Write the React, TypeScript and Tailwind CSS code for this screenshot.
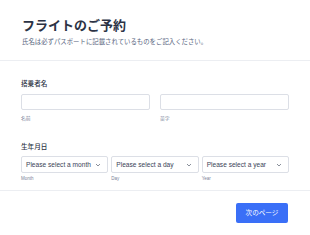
import React from "react";

const font = { fontFamily: '"Noto Sans CJK JP", "Liberation Sans", sans-serif' };

function Chevron() {
  return (
    <svg width="6" height="4" viewBox="0 0 6 4" className="shrink-0">
      <path d="M1 1 L3 3 L5 1" fill="none" stroke="#6b7280" strokeWidth="0.8" />
    </svg>
  );
}

function Select({ label, sub }: { label: string; sub: string }) {
  return (
    <div className="flex flex-col">
      <div className="flex h-[17px] items-center justify-between rounded-[2px] border border-[#dcdfe6] bg-white pl-[4px] pr-[6px]">
        <span className="font-['Liberation_Sans',sans-serif] text-[6.6px] text-[#3b4357]">{label}</span>
        <Chevron />
      </div>
      <span className="mt-[3px] font-['Liberation_Sans',sans-serif] text-[4.5px] leading-[6px] text-[#7a8399]">{sub}</span>
    </div>
  );
}

export default function App() {
  return (
    <div className="h-[235px] w-[310px] overflow-hidden bg-white" style={font}>
      <div className="border-b border-[#eceef2] px-[22px] pb-[14px] pt-[16px]">
        <h1 className="text-[13px] font-bold leading-[18px] text-[#2c3345]">フライトのご予約</h1>
        <p className="mt-[3px] text-[6.4px] leading-[9px] text-[#57647e]">
          氏名は必ずパスポートに記載されているものをご記入ください。
        </p>
      </div>

      <div className="px-[21px] pt-[18px]">
        <div className="text-[6.6px] font-medium leading-[9px] text-[#2c3345]">搭乗者名</div>
        <div className="mt-[6px] grid grid-cols-2 gap-[10px]">
          <div className="flex flex-col">
            <div className="h-[16px] rounded-[2px] border border-[#dcdfe6] bg-white" />
            <span className="mt-[5px] text-[4.8px] leading-[6px] text-[#7a8399]">名前</span>
          </div>
          <div className="flex flex-col">
            <div className="h-[16px] rounded-[2px] border border-[#dcdfe6] bg-white" />
            <span className="mt-[5px] text-[4.8px] leading-[6px] text-[#7a8399]">苗字</span>
          </div>
        </div>

        <div className="mt-[21px] text-[6.6px] font-medium leading-[9px] text-[#2c3345]">生年月日</div>
        <div className="mt-[5px] grid grid-cols-3 gap-[3px]">
          <Select label="Please select a month" sub="Month" />
          <Select label="Please select a day" sub="Day" />
          <Select label="Please select a year" sub="Year" />
        </div>
      </div>

      <div className="mt-[8px] flex justify-end border-t border-[#eceef2] px-[22px] pt-[12px]">
        <button className="h-[20px] w-[52px] rounded-[2px] bg-[#3a6ff7] text-[6.6px] text-white">次のページ</button>
      </div>
    </div>
  );
}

**Directive**
Without including any pictures, print all of the material exactly as given.

**The result**
Write the React, TypeScript and Tailwind CSS code for this screenshot.
import React from "react";

const font = { fontFamily: '"Noto Sans CJK JP", "Liberation Sans", sans-serif' };

function Chevron() {
  return (
    <svg width="6" height="4" viewBox="0 0 6 4" className="shrink-0">
      <path d="M1 1 L3 3 L5 1" fill="none" stroke="#6b7280" strokeWidth="0.8" />
    </svg>
  );
}

function Select({ label, sub }: { label: string; sub: string }) {
  return (
    <div className="flex flex-col">
      <div className="flex h-[17px] items-center justify-between rounded-[2px] border border-[#dcdfe6] bg-white pl-[4px] pr-[6px]">
        <span className="font-['Liberation_Sans',sans-serif] text-[6.6px] text-[#3b4357]">{label}</span>
        <Chevron />
      </div>
      <span className="mt-[3px] font-['Liberation_Sans',sans-serif] text-[4.5px] leading-[6px] text-[#7a8399]">{sub}</span>
    </div>
  );
}

export default function App() {
  return (
    <div className="h-[235px] w-[310px] overflow-hidden bg-white" style={font}>
      <div className="border-b border-[#eceef2] px-[22px] pb-[14px] pt-[16px]">
        <h1 className="text-[13px] font-bold leading-[18px] text-[#2c3345]">フライトのご予約</h1>
        <p className="mt-[3px] text-[6.4px] leading-[9px] text-[#57647e]">
          氏名は必ずパスポートに記載されているものをご記入ください。
        </p>
      </div>

      <div className="px-[21px] pt-[18px]">
        <div className="text-[6.6px] font-medium leading-[9px] text-[#2c3345]">搭乗者名</div>
        <div className="mt-[6px] grid grid-cols-2 gap-[10px]">
          <div className="flex flex-col">
            <div className="h-[16px] rounded-[2px] border border-[#dcdfe6] bg-white" />
            <span className="mt-[5px] text-[4.8px] leading-[6px] text-[#7a8399]">名前</span>
          </div>
          <div className="flex flex-col">
            <div className="h-[16px] rounded-[2px] border border-[#dcdfe6] bg-white" />
            <span className="mt-[5px] text-[4.8px] leading-[6px] text-[#7a8399]">苗字</span>
          </div>
        </div>

        <div className="mt-[21px] text-[6.6px] font-medium leading-[9px] text-[#2c3345]">生年月日</div>
        <div className="mt-[5px] grid grid-cols-3 gap-[3px]">
          <Select label="Please select a month" sub="Month" />
          <Select label="Please select a day" sub="Day" />
          <Select label="Please select a year" sub="Year" />
        </div>
      </div>

      <div className="mt-[8px] flex justify-end border-t border-[#eceef2] px-[22px] pt-[12px]">
        <button className="h-[20px] w-[52px] rounded-[2px] bg-[#3a6ff7] text-[6.6px] text-white">次のページ</button>
      </div>
    </div>
  );
}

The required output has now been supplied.